▶ _Information shown_:
========================================

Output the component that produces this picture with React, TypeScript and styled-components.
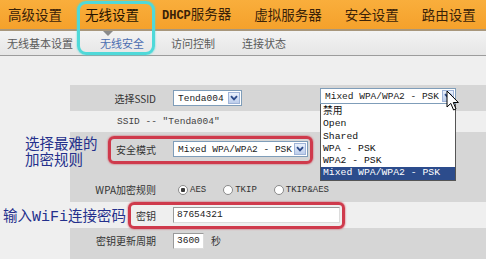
import styled, { createGlobalStyle } from 'styled-components';

const GlobalStyle = createGlobalStyle`
  html, body {
    margin: 0;
    padding: 0;
    background: #efefef;
  }
  body {
    font-family: "Noto Sans CJK SC", "Noto Sans", sans-serif;
  }
`;

const MONO = `"Liberation Mono", "Noto Sans CJK SC", monospace`;

const Page = styled.div`
  position: relative;
  width: 486px;
  height: 259px;
  overflow: hidden;
  background: #efefef;
`;

// top orange menu
const TopBar = styled.div`
  height: 29px;
  background: linear-gradient(#f9ae3c, #f5a12b);
  border-bottom: 2px solid #a8977c;
  display: flex;
  align-items: center;
  padding-left: 8px;
  gap: 23px;
`;

const TopTab = styled.div<{ $active?: boolean }>`
  font-size: 13.5px;
  line-height: 1;
  white-space: nowrap;
  color: ${({ $active }) => ($active ? '#241200' : '#3a2208')};
`;

const TabLatin = styled.span`
  font-family: "Liberation Mono", monospace;
  font-weight: bold;
  font-size: 12px;
`;

// second level menu
const SubBar = styled.div`
  position: relative;
  height: 24px;
  background: linear-gradient(#f3f3f3, #e6e6e6);
  border-bottom: 1px solid #9c9c9c;
  display: flex;
  align-items: center;
  padding-left: 7px;
  gap: 27px;
`;

const SubTab = styled.div<{ $active?: boolean }>`
  font-size: 11px;
  white-space: nowrap;
  color: ${({ $active }) => ($active ? '#4a6cb0' : '#5a5a5a')};
`;

const Pointer = styled.div`
  position: absolute;
  left: 103px;
  top: 0;
  width: 0;
  height: 0;
  border-left: 5px solid transparent;
  border-right: 5px solid transparent;
  border-top: 5px solid #8a8a8a;
`;

// form table
const Content = styled.div`
  padding-left: 70px;
  display: flex;
  flex-direction: column;
`;

const Row = styled.div<{ $h: number; $shade?: boolean }>`
  height: ${({ $h }) => $h}px;
  background: ${({ $shade }) => ($shade ? '#d6d6d6' : '#efefef')};
  display: grid;
  grid-template-columns: 86px auto;
  column-gap: 17px;
  align-items: center;
`;

const Label = styled.div`
  text-align: right;
  font-size: 10px;
  line-height: 15px;
  color: #333;
  white-space: nowrap;
`;

const Value = styled.div`
  display: flex;
  align-items: center;
  gap: 7px;
  font-size: 10px;
  color: #333;
`;

const Note = styled.div<{ $indent: number }>`
  grid-column: 1 / -1;
  padding-left: ${({ $indent }) => $indent}px;
  font-family: ${MONO};
  font-size: 9.5px;
  color: #444;
`;

const Select = styled.div<{ $w: number }>`
  box-sizing: border-box;
  width: ${({ $w }) => $w}px;
  height: 16px;
  border: 1px solid #7f9db9;
  background: #fff;
  display: flex;
  align-items: center;
  justify-content: space-between;
  padding: 0 1px 0 4px;
  font-family: ${MONO};
  font-size: 9.5px;
  white-space: pre;
  overflow: hidden;
  color: #222;
`;

const ArrowBtn = styled.span`
  box-sizing: border-box;
  flex: none;
  width: 12px;
  height: 12px;
  border: 1px solid #9fb4d8;
  background: linear-gradient(#eaf1fc, #bccdeb);
  display: flex;
  align-items: center;
  justify-content: center;
`;

const TextInput = styled.div<{ $w: number }>`
  box-sizing: border-box;
  width: ${({ $w }) => $w}px;
  height: 16px;
  border: 1px solid #9a9a9a;
  border-right-color: #dcdcdc;
  border-bottom-color: #dcdcdc;
  background: #fff;
  padding-left: 3px;
  font-family: ${MONO};
  font-size: 9.5px;
  line-height: 14px;
  color: #222;
`;

const Radios = styled.div`
  display: flex;
  align-items: center;
  gap: 17px;
  margin-left: 5px;
`;

const RadioItem = styled.label`
  display: flex;
  align-items: center;
  gap: 2px;
  font-family: ${MONO};
  font-size: 9px;
  color: #333;
`;

const RadioDot = styled.span<{ $on?: boolean }>`
  box-sizing: border-box;
  width: 10px;
  height: 10px;
  border-radius: 50%;
  border: 1px solid #8c8c8c;
  background: radial-gradient(circle, ${({ $on }) => ($on ? '#3a3a3a 0 2px, #fff 2.5px' : '#fff 0')});
`;

// overlays: annotation marks, callouts, open dropdown, cursor
const Mark = styled.div<{ $x: number; $y: number; $w: number; $h: number; $color: string; $r: number }>`
  position: absolute;
  left: ${({ $x }) => $x}px;
  top: ${({ $y }) => $y}px;
  width: ${({ $w }) => $w}px;
  height: ${({ $h }) => $h}px;
  box-sizing: border-box;
  border: 3px solid ${({ $color }) => $color};
  border-radius: ${({ $r }) => $r}px;
  box-shadow: 0 0 2px ${({ $color }) => $color};
  pointer-events: none;
`;

const Callout = styled.div<{ $x: number; $y: number }>`
  position: absolute;
  left: ${({ $x }) => $x}px;
  top: ${({ $y }) => $y}px;
  font-size: 14.5px;
  line-height: 17px;
  color: #24308c;
  white-space: nowrap;
`;

const CalloutLine = styled.div`
  height: 16px;
  line-height: 16px;
`;

const CalloutLatin = styled.span`
  font-family: "Liberation Mono", monospace;
  font-size: 15px;
`;

const Dropdown = styled.div`
  position: absolute;
  left: 320px;
  top: 88px;
  width: 136px;
`;

const DropList = styled.div`
  border: 1px solid #555;
  border-top: none;
  padding-top: 2px;
  background: #fff;
`;

const DropItem = styled.div<{ $sel?: boolean }>`
  height: 12.3px;
  line-height: 12.3px;
  padding-left: 2px;
  font-family: ${MONO};
  font-size: 9.75px;
  white-space: pre;
  color: ${({ $sel }) => ($sel ? '#fff' : '#111')};
  background: ${({ $sel }) => ($sel ? '#2c4c8c' : 'transparent')};
`;

const Cursor = styled.svg`
  position: absolute;
  left: 446px;
  top: 90px;
`;

const Chevron = () => (
  <svg width="8" height="6" viewBox="0 0 8 6">
    <path d="M1 1.2 L4 4.4 L7 1.2" fill="none" stroke="#2c4a8a" strokeWidth="1.8" />
  </svg>
);

const tabs = ['高级设置', '无线设置', 'DHCP服务器', '虚拟服务器', '安全设置', '路由设置'];
const subTabs = ['无线基本设置', '无线安全', '访问控制', '连接状态'];
const modes = ['禁用', 'Open', 'Shared', 'WPA - PSK', 'WPA2 - PSK', 'Mixed WPA/WPA2 - PSK'];

export default function App() {
  return (
    <Page>
      <GlobalStyle />
      <TopBar>
        {tabs.map((t) => (
          <TopTab key={t} $active={t === '无线设置'}>
            {t.startsWith('DHCP') ? (
              <>
                <TabLatin>DHCP</TabLatin>服务器
              </>
            ) : (
              t
            )}
          </TopTab>
        ))}
      </TopBar>
      <SubBar>
        <Pointer />
        {subTabs.map((t) => (
          <SubTab key={t} $active={t === '无线安全'}>
            {t}
          </SubTab>
        ))}
      </SubBar>

      <Content>
        <Row $h={29} />
        <Row $h={26} $shade>
          <Label>选择SSID</Label>
          <Value>
            <Select $w={69}>
              Tenda004
              <ArrowBtn>
                <Chevron />
              </ArrowBtn>
            </Select>
          </Value>
        </Row>
        <Row $h={21}>
          <Note $indent={47}>SSID -- "Tenda004"</Note>
        </Row>
        <Row $h={34} $shade>
          <Label>安全模式</Label>
          <Value>
            <Select $w={135}>
              Mixed WPA/WPA2 - PSK
              <ArrowBtn>
                <Chevron />
              </ArrowBtn>
            </Select>
          </Value>
        </Row>
        <Row $h={11} $shade />
        <Row $h={25} $shade>
          <Label>WPA加密规则</Label>
          <Radios>
            <RadioItem>
              <RadioDot $on />
              AES
            </RadioItem>
            <RadioItem>
              <RadioDot />
              TKIP
            </RadioItem>
            <RadioItem>
              <RadioDot />
              TKIP&amp;AES
            </RadioItem>
          </Radios>
        </Row>
        <Row $h={26}>
          <Label>密钥</Label>
          <Value>
            <TextInput $w={167}>87654321</TextInput>
          </Value>
        </Row>
        <Row $h={25} $shade>
          <Label>密钥更新周期</Label>
          <Value>
            <TextInput $w={31}>3600</TextInput>
            秒
          </Value>
        </Row>
        <Row $h={12} $shade />
      </Content>

      <Mark $x={77} $y={1} $w={78} $h={54} $color="#4fd9d9" $r={9} />
      <Mark $x={108} $y={136} $w={205} $h={28} $color="#cf3a4c" $r={6} />
      <Mark $x={128} $y={202} $w={217} $h={27} $color="#cf3a4c" $r={6} />

      <Callout $x={25} $y={135}>
        <CalloutLine>选择最难的</CalloutLine>
        <CalloutLine>加密规则</CalloutLine>
      </Callout>
      <Callout $x={3} $y={206}>
        输入<CalloutLatin>WiFi</CalloutLatin>连接密码
      </Callout>

      <Dropdown>
        <Select $w={136}>
          Mixed WPA/WPA2 - PSK
          <ArrowBtn>
            <Chevron />
          </ArrowBtn>
        </Select>
        <DropList>
          {modes.map((m, i) => (
            <DropItem key={m} $sel={i === modes.length - 1}>
              {m}
            </DropItem>
          ))}
        </DropList>
      </Dropdown>

      <Cursor width="14" height="22" viewBox="0 0 14 22">
        <path
          d="M1 1 L1 17 L4.8 13.4 L7.6 20 L10 19 L7.3 12.5 L12.4 12.5 Z"
          fill="#fff"
          stroke="#000"
          strokeWidth="1"
          strokeLinejoin="round"
        />
      </Cursor>
    </Page>
  );
}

========================================

▶ _Given task_: Check each line above for the word "components", and copy the lines where it appears.

▶ _Exercise solution_:
Output the component that produces this picture with React, TypeScript and styled-components.
import styled, { createGlobalStyle } from 'styled-components';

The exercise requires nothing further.